Todas as vezes que foram questionados, representantes do Comitê da Entrega e Legado disseram que o assunto seria resolvido e que o álcool estaria disponível de uma forma que respeitasse a legislação do Catar. Para a Fifa, era uma aceitação implícita de que haveria álcool nos estádios. Mas, ao mesmo tempo, a mensagem dos qataris foi sempre que os visitantes teriam de se adaptar à cultura do país, não o contrário.
De acordo com o Financial Times, que citou informações de membros da organização da Copa, houve uma mudança de atitude pelo receio no governo de que os qataris se sentiriam desconfortáveis em locais em que as pessoas estariam bebendo por mais de três horas antes das partidas.
O consumo de álcool não é permitido pela religião oficial do Catar, o islamismo. Ser visto bêbado na rua é considerado crime.
O Supremo Comitê, órgão que decidiu pelo banimento das cervejas nas arenas, é liderado pelo secretário-geral Hassan Al Thawadi. Considerado pessoa próxima à família real, ele foi nomeado em 2020 pelo emir Tamim bin Hamad Al Thani para o conselho do Qatar Investment Authority, o fundo soberano do país. Sob o comando do emir, o fundo tem patrimônio avaliado em US$ 445 bilhões (R$ 2,4 trilhões).

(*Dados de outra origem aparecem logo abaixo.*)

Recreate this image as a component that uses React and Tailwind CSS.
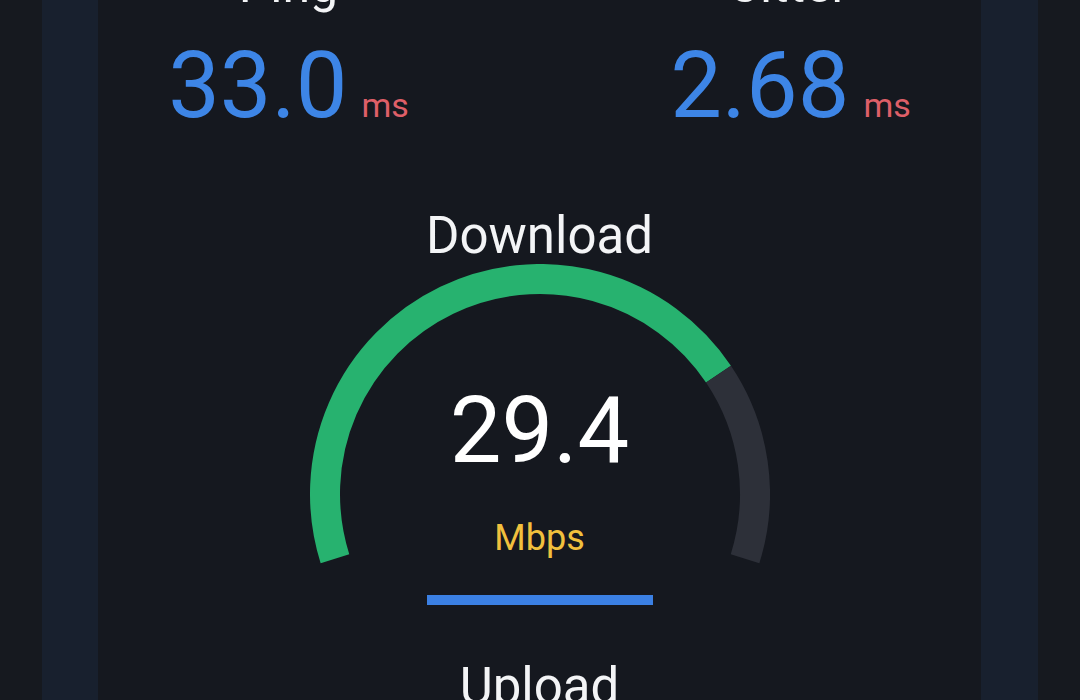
import React from "react";

const font = { fontFamily: "Roboto, 'Liberation Sans', sans-serif" };

// arc geometry: center (230,230), r 215, sweep from -107.5deg to +107.5deg (from top, clockwise)
const CX = 230;
const CY = 230;
const R = 215;

function pt(deg) {
  const a = (deg * Math.PI) / 180;
  return [CX + R * Math.sin(a), CY - R * Math.cos(a)];
}

function arc(from, to) {
  const [x1, y1] = pt(from);
  const [x2, y2] = pt(to);
  const large = to - from > 180 ? 1 : 0;
  return `M ${x1} ${y1} A ${R} ${R} 0 ${large} 1 ${x2} ${y2}`;
}

function Metric({ label, value, unit }) {
  return (
    <div className="w-[302px] flex flex-col items-center">
      <div className="text-[50px] leading-none text-[#f3f4f6] h-[50px] -mt-[40px]">
        {label}
      </div>
      <div className="flex items-baseline gap-[14px] mt-[30px]">
        <span className="text-[92px] leading-none text-[#3d85e6]">{value}</span>
        <span className="text-[34px] leading-none text-[#de5f68]">{unit}</span>
      </div>
    </div>
  );
}

function Gauge({ value, unit, percent }) {
  const start = -107.5;
  const end = 107.5;
  const split = start + (end - start) * percent;
  return (
    <div className="relative w-[460px] h-[300px]">
      <svg width="460" height="300" viewBox="0 0 460 300" fill="none">
        <path d={arc(start, split)} stroke="#27b26f" strokeWidth="30" />
        <path d={arc(split, end)} stroke="#2d3039" strokeWidth="30" />
      </svg>
      {/* value overlay */}
      <div className="absolute left-0 right-0 top-[121px] flex justify-center">
        <span className="text-[92px] leading-none text-white">{value}</span>
      </div>
      <div className="absolute left-0 right-0 top-[256px] flex justify-center">
        <span className="text-[36px] leading-none text-[#f1c03d]">{unit}</span>
      </div>
    </div>
  );
}

export default function App() {
  return (
    <div
      className="w-[1080px] h-[700px] overflow-hidden bg-[#16191f] flex"
      style={font}
    >
      <div className="w-[42px] shrink-0" />
      <div className="w-[56px] shrink-0 bg-[#18202e]" />

      {/* main panel */}
      <div className="flex-1 bg-[#15181f] flex flex-col items-center">
        <div className="flex justify-center gap-[200px] w-full shrink-0">
          <Metric label="Ping" value="33.0" unit="ms" />
          <Metric label="Jitter" value="2.68" unit="ms" />
        </div>

        <div className="text-[51px] leading-none text-[#f3f4f6] mt-[78px] shrink-0">
          Download
        </div>
        <div className="mt-[3px] shrink-0">
          <Gauge value="29.4" unit="Mbps" percent={0.761} />
        </div>
        <div className="w-[226px] h-[10px] bg-[#3b80e4] mt-[31px] shrink-0" />

        <div className="text-[51px] leading-none text-[#f3f4f6] mt-[56px] shrink-0">
          Upload
        </div>
      </div>

      <div className="w-[57px] shrink-0 bg-[#18202e]" />
      <div className="w-[42px] shrink-0" />
    </div>
  );
}
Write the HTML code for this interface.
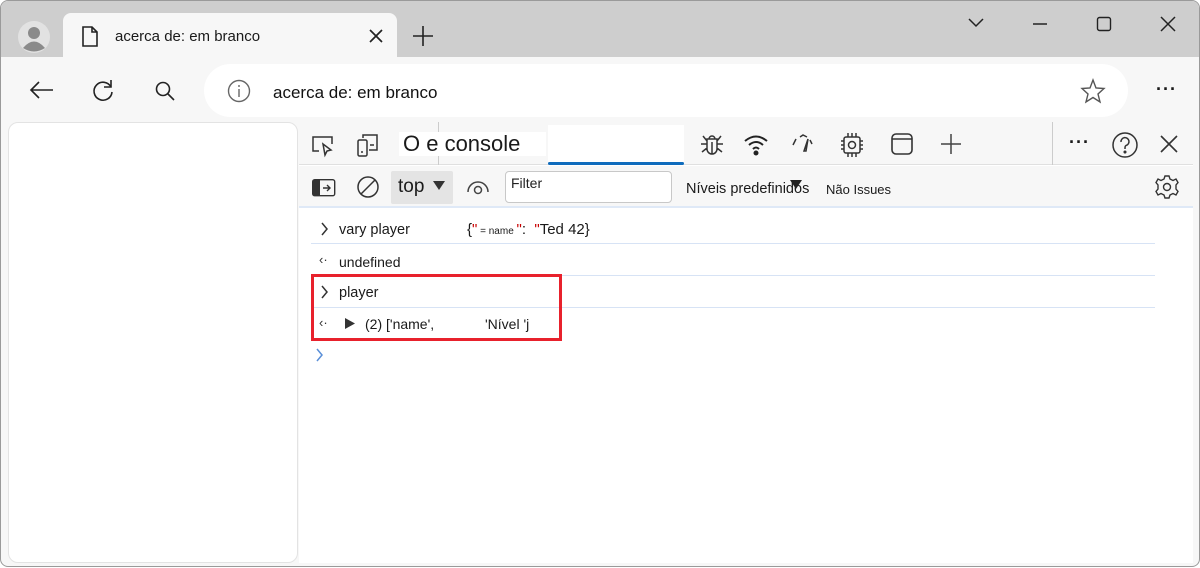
<!DOCTYPE html>
<html><head><meta charset="utf-8"><style>
*{margin:0;padding:0;box-sizing:border-box}
body{width:1200px;height:568px;background:#fff;font-family:"Liberation Sans",sans-serif;position:relative;overflow:hidden;color:#1a1a1a}
.win{position:absolute;left:0;top:0;width:1200px;height:567px;border:1px solid #9a9a9a;border-radius:8px;background:#f7f7f7;overflow:hidden}
.title{position:absolute;left:0;top:0;width:100%;height:56px;background:#cecece}
.tab{position:absolute;left:62px;top:12px;width:334px;height:46px;background:#f7f7f7;border-radius:8px 8px 0 0}
.abs{position:absolute}
svg{position:absolute;overflow:visible}
.addr{position:absolute;left:203px;top:63px;width:924px;height:53px;background:#fff;border-radius:27px}
.page{position:absolute;left:7px;top:121px;width:290px;height:441px;background:#fff;border:1px solid #e3e3e3;border-radius:10px}
.dev{position:absolute;left:298px;top:121px;width:894px;height:441px;background:#fff}
.tb1{position:absolute;left:0;top:0;width:894px;height:43px;background:#f7f7f7;border-bottom:1px solid #e0e0e0}
.tb2{position:absolute;left:0;top:44px;width:894px;height:42px;background:#f7f7f7;border-bottom:2px solid #dfe9f7}
.row{position:absolute;left:12px;width:844px;border-bottom:1px solid #d7e3f5;font-size:14.5px}
.t{position:absolute;white-space:nowrap}
</style></head><body>
<div class="win">
<div class="title"></div>
<svg style="left:17px;top:20px" width="32" height="32"><circle cx="16" cy="16" r="16" fill="#e2e2e2"/><circle cx="16" cy="12" r="6" fill="#8a8a8a"/><path d="M5 27 Q16 14 27 27 Q16 34 5 27Z" fill="#8a8a8a"/></svg>
<div class="tab"></div>
<svg style="left:80px;top:25px" width="18" height="22" fill="none" stroke="#222" stroke-width="1.6"><path d="M2 1H11L16 6V20H2Z"/><path d="M11 1V6H16"/></svg>
<div class="t" style="left:114px;top:27px;font-size:15px">acerca de: em branco</div>
<svg style="left:369px;top:29px" width="12" height="12" stroke="#222" stroke-width="1.7"><path d="M0 0L12 12M12 0L0 12"/></svg>
<svg style="left:412px;top:25px" width="20" height="20" stroke="#222" stroke-width="1.6"><path d="M10 0V20M0 10H20"/></svg>
<svg style="left:968px;top:18px" width="14" height="8" fill="none" stroke="#222" stroke-width="1.5"><path d="M0 0L7 7L14 0"/></svg>
<svg style="left:1032px;top:22px" width="14" height="2" stroke="#222" stroke-width="1.5"><path d="M0 1H14"/></svg>
<svg style="left:1096px;top:16px" width="14" height="14" fill="none" stroke="#222" stroke-width="1.4"><rect x="0.5" y="0.5" width="13" height="13" rx="2"/></svg>
<svg style="left:1160px;top:16px" width="14" height="14" stroke="#222" stroke-width="1.5"><path d="M0 0L14 14M14 0L0 14"/></svg>
<svg style="left:29px;top:80px" width="24" height="18" fill="none" stroke="#222" stroke-width="1.6"><path d="M9 1L1 9L9 17M1 9H23"/></svg>
<svg style="left:91px;top:78px" width="22" height="22" fill="none" stroke="#222" stroke-width="1.6"><path d="M19 8A9 9 0 1 0 20 13"/><path d="M19 1V8H12"/></svg>
<svg style="left:154px;top:80px" width="20" height="20" fill="none" stroke="#222" stroke-width="1.6"><circle cx="8" cy="8" r="6.5"/><path d="M13 13L19 19"/></svg>
<div class="addr"></div>
<svg style="left:227px;top:79px" width="22" height="22" fill="none" stroke="#666" stroke-width="1.4"><circle cx="11" cy="11" r="10.5"/><path d="M11 9V17M11 5V7"/></svg>
<div class="t" style="left:272px;top:82px;font-size:17px;color:#111">acerca de: em branco</div>
<svg style="left:1080px;top:78px" width="24" height="24" fill="none" stroke="#555" stroke-width="1.4"><path d="M12 1L15 9L23 9.5L17 15L19 23L12 18.5L5 23L7 15L1 9.5L9 9Z"/></svg>
<div class="t" style="left:1155px;top:78px;font-size:18px;letter-spacing:1px;font-weight:bold">···</div>
<div class="page"></div>
<div class="dev">
 <div class="tb1">
  <svg style="left:12px;top:14px" width="24" height="20" fill="none" stroke="#333" stroke-width="1.5"><path d="M8 15H2V1H21V8"/><path d="M12 8L14 19L16 15L20 14Z"/></svg>
  <svg style="left:58px;top:12px" width="22" height="24" fill="none" stroke="#333" stroke-width="1.5"><rect x="1" y="6" width="9" height="16" rx="1.5"/><path d="M6 4V1H20V16H12M4 18H6M13 11H17"/></svg>
  <div style="position:absolute;left:139px;top:0;width:1px;height:43px;background:#ccc"></div>
  <div class="t" style="left:100px;top:10px;width:147px;height:24px;background:#fff;font-size:22px;line-height:24px;padding-left:4px">O e console</div>
  <div class="abs" style="left:249px;top:3px;width:136px;height:37px;background:#fff"></div>
  <div class="abs" style="left:249px;top:40px;width:136px;height:3px;background:#0f6cbd;border-radius:2px"></div>
  <svg style="left:401px;top:10px" width="24" height="24" fill="none" stroke="#333" stroke-width="1.5"><path d="M7 7H17V17A5 5 0 0 1 7 17Z M9 7A3 3 0 0 1 15 7M12 10V22M7 12H1M17 12H23M7 16L2 20M17 16L22 20M7 9L3 4M17 9L21 4"/></svg>
  <svg style="left:445px;top:13px" width="24" height="20" fill="none" stroke="#222" stroke-width="2"><path d="M1 6Q12 -3 23 6M5 10Q12 4 19 10M9 14Q12 11 15 14"/><circle cx="12" cy="18" r="1.5" fill="#222"/></svg>
  <svg style="left:492px;top:12px" width="24" height="20" fill="none" stroke="#333" stroke-width="1.5"><path d="M2 11L5 5M9 3L12 1L16 3M21 10L19 6M13 17L17 5L15 17Z"/></svg>
  <svg style="left:541px;top:10px" width="24" height="26" fill="none" stroke="#333" stroke-width="1.5"><rect x="4" y="5" width="16" height="16" rx="2"/><circle cx="12" cy="13" r="3.5"/><path d="M8 5V1M12 5V1M16 5V1M8 21V25M12 21V25M16 21V25M4 9H1M4 13H1M4 17H1M20 9H23M20 13H23M20 17H23"/></svg>
  <svg style="left:592px;top:11px" width="22" height="22" fill="none" stroke="#333" stroke-width="1.6"><rect x="1" y="1" width="20" height="20" rx="4"/><path d="M1 6H21"/></svg>
  <svg style="left:642px;top:12px" width="20" height="20" stroke="#444" stroke-width="1.5"><path d="M10 0V20M0 10H20"/></svg>
  <div style="position:absolute;left:753px;top:0;width:1px;height:43px;background:#ccc"></div>
  <div class="t" style="left:770px;top:10px;font-size:18px;font-weight:bold;letter-spacing:1px">···</div>
  <svg style="left:813px;top:10px" width="26" height="26" fill="none" stroke="#333" stroke-width="1.5"><circle cx="13" cy="13" r="12"/><path d="M9 10A4 4 0 1 1 14 13.5Q13 14 13 16V17"/><circle cx="13" cy="20" r="0.8" fill="#333"/></svg>
  <svg style="left:862px;top:14px" width="16" height="16" stroke="#333" stroke-width="1.6"><path d="M0 0L16 16M16 0L0 16"/></svg>
 </div>
 <div class="tb2">
  <svg style="left:13px;top:13px" width="24" height="18"><rect x="0.7" y="0.7" width="22" height="16" rx="2" fill="none" stroke="#333" stroke-width="1.4"/><rect x="1" y="1" width="7" height="15" fill="#333"/><path d="M11 9H18M15 6L18 9L15 12" stroke="#333" stroke-width="1.4" fill="none"/></svg>
  <svg style="left:58px;top:10px" width="22" height="22" fill="none" stroke="#333" stroke-width="1.5"><circle cx="11" cy="11" r="10"/><path d="M4 18L18 4"/></svg>
  <div class="abs" style="left:92px;top:5px;width:62px;height:33px;background:#e4e4e4;border-radius:2px"></div>
  <div class="t" style="left:99px;top:10px;font-size:19px">top</div>
  <svg style="left:134px;top:15px" width="12" height="9"><path d="M0 0H12L6 9Z" fill="#333"/></svg>
  <svg style="left:168px;top:14px" width="22" height="14" fill="none" stroke="#444" stroke-width="1.5"><path d="M1 12A10 10 0 0 1 21 12"/><circle cx="11" cy="10" r="3.5"/></svg>
  <div class="abs" style="left:206px;top:5px;width:167px;height:32px;background:#fff;border:1px solid #c8c8c8;border-radius:4px"></div>
  <div class="t" style="left:212px;top:9px;font-size:14px;color:#222">Filter</div>
  <div class="t" style="left:387px;top:15px;font-size:14.5px">Níveis predefinidos</div>
  <svg style="left:491px;top:14px" width="12" height="9"><path d="M0 0H12L6 9Z" fill="#222"/></svg>
  <div class="t" style="left:527px;top:16px;font-size:13px">Não Issues</div>
  <svg style="left:856px;top:9px" width="24" height="24" fill="none" stroke="#333" stroke-width="1.4"><path d="M10 1H14L15 4L18 5.5L21 4L23 7.5L21 10V14L23 16.5L21 20L18 18.5L15 20L14 23H10L9 20L6 18.5L3 20L1 16.5L3 14V10L1 7.5L3 4L6 5.5L9 4Z"/><circle cx="12" cy="12" r="3.5"/></svg>
 </div>
 <div class="row" style="top:91px;height:31px">
  <svg style="left:10px;top:10px" width="7" height="12" fill="none" stroke="#333" stroke-width="1.5"><path d="M1 0L6 6L1 12"/></svg>
  <div class="t" style="left:28px;top:9px">vary player</div>
  <div class="t" style="left:156px;top:8px;font-size:15px">{<span style="color:#c80000">"</span><span style="font-size:10px"> = name </span><span style="color:#c80000">"</span>:&nbsp; <span style="color:#c80000">"</span>Ted 42}</div>
 </div>
 <div class="row" style="top:123px;height:31px">
  <div class="t" style="left:8px;top:7px;font-size:13px;color:#333">&lsaquo;·</div>
  <div class="t" style="left:28px;top:9px;font-size:14px">undefined</div>
 </div>
 <div class="row" style="top:155px;height:31px">
  <svg style="left:10px;top:9px" width="7" height="12" fill="none" stroke="#333" stroke-width="1.5"><path d="M1 0L6 6L1 12"/></svg>
  <div class="t" style="left:28px;top:8px">player</div>
 </div>
 <div class="t" style="left:20px;top:193px;font-size:13px;color:#333">&lsaquo;·</div>
 <svg style="left:46px;top:196px" width="10" height="11"><path d="M0 0L10 5.5L0 11Z" fill="#333"/></svg>
 <div class="t" style="left:66px;top:194px;font-size:14px">(2) ['name',</div>
 <div class="t" style="left:186px;top:194px;font-size:14px">'Nível 'j</div>
 <svg style="left:17px;top:227px" width="7" height="12" fill="none" stroke="#5a8fd8" stroke-width="1.5"><path d="M1 0L6 6L1 12"/></svg>
 <div class="abs" style="left:12px;top:152px;width:251px;height:67px;border:3px solid #e8212c"></div>
</div>
</div>
</body></html>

Bebidas alcoólicas só são permitidas em lugares específicos, como em bares e restaurantes de alguns hotéis. E são caras. Uma Budweiser sai por 50 riais do Catar (R$ 74).
De acordo com o site Expensivity, que calcula o valor das cervejas em diferentes nações, no Qatar está a mais cara do mundo. O governo aplica imposto de 100% na importação do produto. A medida foi apelidada de "taxa do pecado".
Também é muito difícil obter autorização para vendê-la, e a distribuição é estatal. Para receber a licença, é necessário ter cidadania qatari e preencher uma longa série de requisitos que passa por capacidade financeira para manter o comércio em funcionamento e compromisso de não permitir que os clientes saiam às ruas com bebidas nas mãos.
O único ponto de distribuição no país é controlado pela Qatar Distribution Company (QDC), uma companhia estatal que concentra todo o álcool importado no país (que não produz nada).